Aim of the task: Retype every line from the start of the data down to and including the line with "</klinik-app>". Skip the pictures.

--- START OF Given material ---

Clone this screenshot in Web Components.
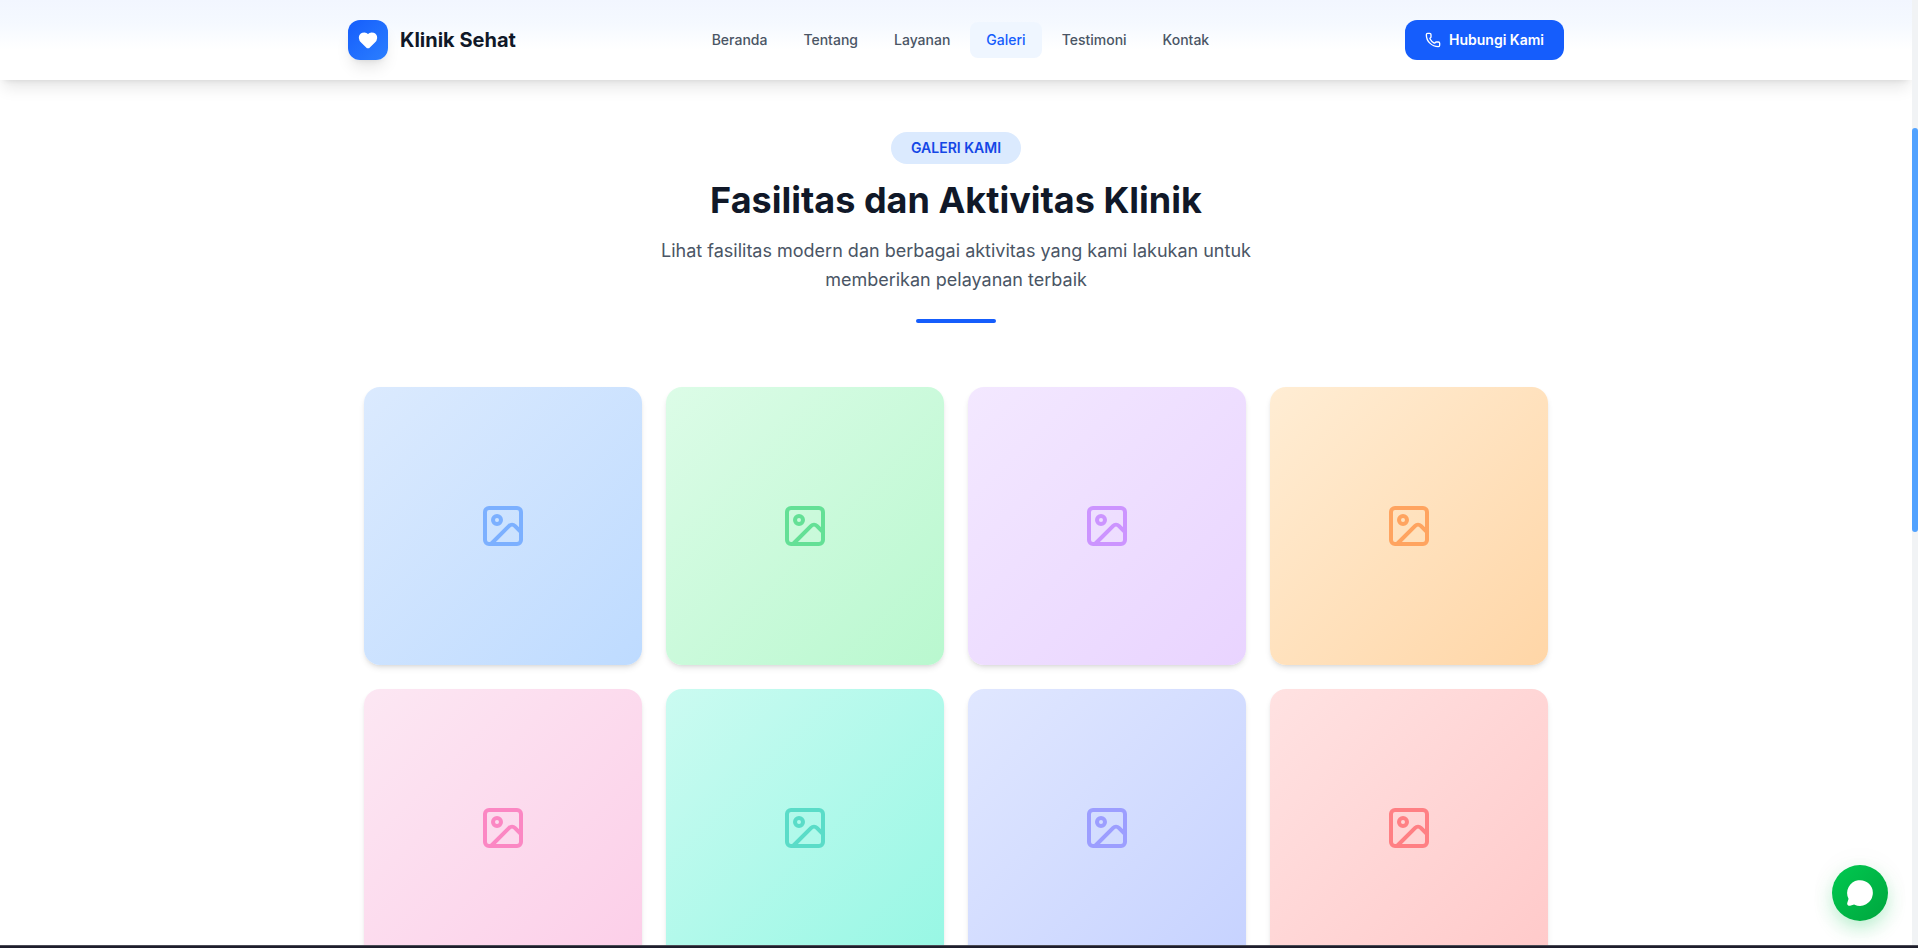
<!DOCTYPE html>
<html lang="id">
<head>
<meta charset="utf-8">
<meta name="viewport" content="width=device-width, initial-scale=1">
<title>Klinik Sehat</title>
<style>
  body {
    margin: 0;
    font-family: Inter, 'Liberation Sans', sans-serif;
    font-size: 14px;
    line-height: 20px;
    color: #101828;
  }
</style>
</head>
<body>
<klinik-app>
  <site-header slot="header">
    <nav-link href="#beranda">Beranda</nav-link>
    <nav-link href="#tentang">Tentang</nav-link>
    <nav-link href="#layanan">Layanan</nav-link>
    <nav-link href="#galeri" active>Galeri</nav-link>
    <nav-link href="#testimoni">Testimoni</nav-link>
    <nav-link href="#kontak">Kontak</nav-link>
  </site-header>
  <gallery-section>
    <span slot="badge">GALERI KAMI</span>
    <span slot="title">Fasilitas dan Aktivitas Klinik</span>
    <span slot="text">Lihat fasilitas modern dan berbagai aktivitas yang kami lakukan untuk memberikan pelayanan terbaik</span>
    <gallery-card color="blue"></gallery-card>
    <gallery-card color="green"></gallery-card>
    <gallery-card color="purple"></gallery-card>
    <gallery-card color="orange"></gallery-card>
    <gallery-card color="pink"></gallery-card>
    <gallery-card color="teal"></gallery-card>
    <gallery-card color="indigo"></gallery-card>
    <gallery-card color="red"></gallery-card>
  </gallery-section>
  <chat-button slot="chat"></chat-button>
</klinik-app>

<script>
const define = (name, html, setup) => {
  const template = document.createElement('template')
  template.innerHTML = html
  customElements.define(name, class extends HTMLElement {
    constructor () {
      super()
      this.attachShadow({ mode: 'open' })
        .appendChild(template.content.cloneNode(true))
    }

    connectedCallback () {
      if (setup) setup(this, this.shadowRoot)
    }
  })
}

define('klinik-app', `
  <style>
    :host {
      display: flex;
      flex-direction: column;
      height: 100vh;
      overflow: hidden;
      background: #fff;
    }
    #view {
      position: relative;
      flex: 1;
      min-height: 0;
      display: flex;
    }
    #page {
      flex: 1;
      min-width: 0;
      overflow: hidden;
    }
    #rail {
      width: 6px;
      background: #f1f3f5;
      display: flex;
      flex-direction: column;
    }
    #rail::before {
      content: '';
      flex: 128;
    }
    #rail::after {
      content: '';
      flex: 413;
    }
    #thumb {
      flex: 404;
      background: #51a2ff;
      border-radius: 3px;
    }
    #edge {
      height: 2px;
      border-top: 1px solid #4b4b55;
      background: #1e1e2c;
    }
    slot[name="chat"] {
      display: block;
      position: absolute;
      right: 30px;
      bottom: 24px;
    }
  </style>
  <div id="view">
    <div id="page">
      <slot name="header"></slot>
      <main><slot></slot></main>
    </div>
    <div id="rail"><div id="thumb"></div></div>
    <slot name="chat"></slot>
  </div>
  <div id="edge"></div>
`)

define('site-header', `
  <style>
    :host {
      display: block;
      position: relative;
      background: linear-gradient(#f2f6ff, #f5f9ff 30%, #fff 62%);
      box-shadow: 0 10px 15px -3px rgba(0, 0, 0, .1), 0 4px 6px -4px rgba(0, 0, 0, .1);
    }
    header {
      display: flex;
      align-items: center;
      justify-content: space-between;
      max-width: 1216px;
      height: 80px;
      margin: 0 auto;
    }
    #brand {
      display: flex;
      align-items: center;
      gap: 12px;
      color: #101828;
      font-size: 20px;
      font-weight: 700;
      line-height: 28px;
      text-decoration: none;
    }
    #logo {
      display: grid;
      place-items: center;
      width: 40px;
      height: 40px;
      border-radius: 12px;
      background: linear-gradient(135deg, #155dfc, #2b7fff);
      box-shadow: 0 10px 15px -3px rgba(0, 0, 0, .1), 0 4px 6px -4px rgba(0, 0, 0, .1);
    }
    nav {
      display: flex;
      gap: 4px;
    }
    button {
      display: flex;
      align-items: center;
      gap: 8px;
      padding: 10px 20px;
      border: none;
      border-radius: 12px;
      background: #155dfc;
      color: #fff;
      font: inherit;
      font-weight: 600;
      cursor: pointer;
    }
  </style>
  <header>
    <a id="brand" href="#beranda">
      <span id="logo">
        <svg width="20" height="20" viewBox="0 0 24 24" fill="#fff" stroke="#fff" stroke-width="2" stroke-linejoin="round">
          <path d="M2 9.500a5.500 5.500 0 0 1 9.591-3.676.56.56 0 0 0 .818 0A5.490 5.490 0 0 1 22 9.500c0 2.290-1.500 4-3 5.500l-5.492 5.313a2 2 0 0 1-3 .019L5 15c-1.500-1.500-3-3.200-3-5.500"/>
        </svg>
      </span>
      <span>Klinik Sehat</span>
    </a>
    <nav><slot></slot></nav>
    <button type="button">
      <svg width="16" height="16" viewBox="0 0 24 24" fill="none" stroke="#fff" stroke-width="2" stroke-linecap="round" stroke-linejoin="round">
        <path d="M13.832 16.568a1 1 0 0 0 1.213-.303l.355-.465A2 2 0 0 1 17 15h3a2 2 0 0 1 2 2v3a2 2 0 0 1-2 2A18 18 0 0 1 2 4a2 2 0 0 1 2-2h3a2 2 0 0 1 2 2v3a2 2 0 0 1-.8 1.600l-.468.351a1 1 0 0 0-.292 1.233 14 14 0 0 0 6.392 6.384"/>
      </svg>
      <span>Hubungi Kami</span>
    </button>
  </header>
`)

define('nav-link', `
  <style>
    :host {
      display: block;
    }
    a {
      display: block;
      padding: 8px 16px;
      border-radius: 8px;
      color: #4a5565;
      font-weight: 500;
      text-decoration: none;
    }
    :host([active]) a {
      background: #eff6ff;
      color: #155dfc;
    }
  </style>
  <a><slot></slot></a>
`, (host, root) => {
  root.querySelector('a').href = host.getAttribute('href')
})

define('gallery-section', `
  <style>
    :host {
      display: block;
      padding: 52px 32px 0;
    }
    #intro {
      display: flex;
      flex-direction: column;
      align-items: center;
      max-width: 672px;
      margin: 0 auto 64px;
      text-align: center;
    }
    #badge {
      padding: 6px 20px;
      border-radius: 16px;
      background: #dbeafe;
      color: #1447e6;
      font-weight: 600;
    }
    h2 {
      margin: 16px 0;
      font-size: 36px;
      font-weight: 700;
      line-height: 40px;
    }
    p {
      margin: 0 0 25px;
      color: #4a5565;
      font-size: 18px;
      line-height: 29px;
    }
    #bar {
      width: 80px;
      height: 4px;
      border-radius: 2px;
      background: #155dfc;
    }
    #grid {
      display: grid;
      grid-template-columns: repeat(4, 1fr);
      gap: 24px;
      max-width: 1184px;
      margin: 0 auto;
    }
  </style>
  <div id="intro">
    <div id="badge"><slot name="badge"></slot></div>
    <h2><slot name="title"></slot></h2>
    <p><slot name="text"></slot></p>
    <div id="bar"></div>
  </div>
  <div id="grid"><slot></slot></div>
`)

define('gallery-card', `
  <style>
    :host {
      display: grid;
      place-items: center;
      aspect-ratio: 1;
      border-radius: 16px;
      background: linear-gradient(135deg, var(--from), var(--to));
      box-shadow: 0 4px 6px -1px rgba(0, 0, 0, .1), 0 2px 4px -2px rgba(0, 0, 0, .1);
      color: var(--icon);
    }
    :host([color="blue"]) { --from: #dbeafe; --to: #bedbff; --icon: #7cb0ff; }
    :host([color="green"]) { --from: #dcfce7; --to: #b9f8cf; --icon: #64e096; }
    :host([color="purple"]) { --from: #f3e8ff; --to: #e9d4ff; --icon: #cc94ff; }
    :host([color="orange"]) { --from: #ffedd4; --to: #ffd6a7; --icon: #ffa460; }
    :host([color="pink"]) { --from: #fce7f3; --to: #fccee8; --icon: #fb87c3; }
    :host([color="teal"]) { --from: #cbfbf1; --to: #96f7e4; --icon: #5adcc8; }
    :host([color="indigo"]) { --from: #e0e7ff; --to: #c6d2ff; --icon: #9c9eff; }
    :host([color="red"]) { --from: #ffe2e2; --to: #ffc9c9; --icon: #ff8084; }
  </style>
  <svg width="48" height="48" viewBox="0 0 24 24" fill="none" stroke="currentColor" stroke-width="2" stroke-linecap="round" stroke-linejoin="round">
    <rect x="3" y="3" width="18" height="18" rx="2"/>
    <circle cx="9" cy="9" r="2"/>
    <path d="m21 15-3.086-3.086a2 2 0 0 0-2.828 0L6 21"/>
  </svg>
`)

define('chat-button', `
  <style>
    :host {
      display: block;
    }
    button {
      display: grid;
      place-items: center;
      width: 56px;
      height: 56px;
      padding: 0;
      border: none;
      border-radius: 50%;
      background: linear-gradient(135deg, #00c950, #00a63e);
      box-shadow: 0 0 40px rgba(0, 0, 0, .03), 0 8px 20px -2px rgba(0, 201, 80, .3);
      cursor: pointer;
    }
  </style>
  <button type="button" aria-label="Chat">
    <svg width="28" height="28" viewBox="0 0 24 24" fill="#fff" stroke="#fff" stroke-width="2" stroke-linecap="round" stroke-linejoin="round">
      <path d="M2.992 16.342a2 2 0 0 1 .094 1.167l-1.065 3.290a1 1 0 0 0 1.236 1.168l3.413-.998a2 2 0 0 1 1.099.092 10 10 0 1 0-4.777-4.719"/>
    </svg>
  </button>
`)
</script>
</body>
</html>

--- END OF Given material ---

Task solution:
Clone this screenshot in Web Components.
<!DOCTYPE html>
<html lang="id">
<head>
<meta charset="utf-8">
<meta name="viewport" content="width=device-width, initial-scale=1">
<title>Klinik Sehat</title>
<style>
  body {
    margin: 0;
    font-family: Inter, 'Liberation Sans', sans-serif;
    font-size: 14px;
    line-height: 20px;
    color: #101828;
  }
</style>
</head>
<body>
<klinik-app>
  <site-header slot="header">
    <nav-link href="#beranda">Beranda</nav-link>
    <nav-link href="#tentang">Tentang</nav-link>
    <nav-link href="#layanan">Layanan</nav-link>
    <nav-link href="#galeri" active>Galeri</nav-link>
    <nav-link href="#testimoni">Testimoni</nav-link>
    <nav-link href="#kontak">Kontak</nav-link>
  </site-header>
  <gallery-section>
    <span slot="badge">GALERI KAMI</span>
    <span slot="title">Fasilitas dan Aktivitas Klinik</span>
    <span slot="text">Lihat fasilitas modern dan berbagai aktivitas yang kami lakukan untuk memberikan pelayanan terbaik</span>
    <gallery-card color="blue"></gallery-card>
    <gallery-card color="green"></gallery-card>
    <gallery-card color="purple"></gallery-card>
    <gallery-card color="orange"></gallery-card>
    <gallery-card color="pink"></gallery-card>
    <gallery-card color="teal"></gallery-card>
    <gallery-card color="indigo"></gallery-card>
    <gallery-card color="red"></gallery-card>
  </gallery-section>
  <chat-button slot="chat"></chat-button>
</klinik-app>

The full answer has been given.